The Pit, Barbican, Lodnon
January 16, 2018
Bêtes de Foire (‘Beasts of the fair’) did not get off to the best of starts. Notwithstanding that the Barbican is not the most brightly lit of venues and The Pit is aptly named, the audience were plunged into darkness as they stumbled along the dog leg to their seats. Just as the eyes might be adjusting, the performers, wielding LED torches in flailing hands, stabbed everyone in the eye with bright light. A log jam quickly built up as the again largely sightless audience continued to grope their way to their seats. The show finally started nearly 15 minutes late.

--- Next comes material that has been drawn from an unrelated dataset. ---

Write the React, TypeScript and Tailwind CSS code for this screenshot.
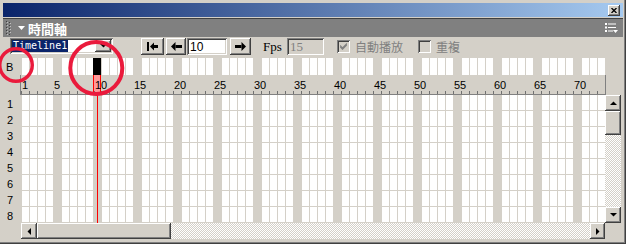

A circular floor is surrounded by a jumble of props and costumes arrayed on shelves. Elsa de Witte sits at a sewing machine, which with sewing shears, provides a sound accompaniment to Laurent Cabrol, who spent approximately one quarter of the total performance time juggling hats. There were a lot of children in the audience found it hilarious. I have to say, I did not.
Later, Cabrol treats everyone to similar, elongated sections of juggling with rubber balls and ping pong balls stuffed into his mouth. A lot of time is spent gurning which the children again clearly found extremely funny. Whilst the ping pong balls were ejected from his mouth, the rubber balls were juggled at floor level which, from the end of only the third row, were largely invisible. The hats then made a comeback.
All this is interspersed with two large, grotesque puppets, one on a frame that works a drum and half a concertina while rotating, the other on a bicycle, balancing on a rope. The set-up time for most of the tricks was interminable, the actual action comprising probably no more than 20 minutes or so of the 65 minutes running time. Almost inevitably, anything that finally occurred was anti-climactical.
A miniature poodle-type crossbreed, Sokha, demonstrated that someone has a reasonable grasp of operant conditioning by performing reliably as a deliberately reluctant circus dog. There was much lying down, chin on paws. Expressionless and in dim lighting, the black dog was expressionless. It looked not unlike a deflated woolly balloon. I know how it felt.
de Witte ended the evening with the classic double puppet gag, the performer using arms and legs whilst bent over, to create two characters. This was better and reasonably entertaining but, again, overly-long.
While the performers are undoubtedly accomplished, Bêtes de Foire does hang together as a cohesive, theatrical whole. It was impossible not to think of a master such as James Thierrée who creates similar worlds that draw one in from the outset, each prop and action blending seamlessly. Cabrol and de Witte gesture for the audience to look at them whilst not managing to create credible, even though surreal, characters.
The whole evening was over-long, dimly lit and desperately slow. This was Bêtes de Foire’s UK debut. They need to be a lot more slick.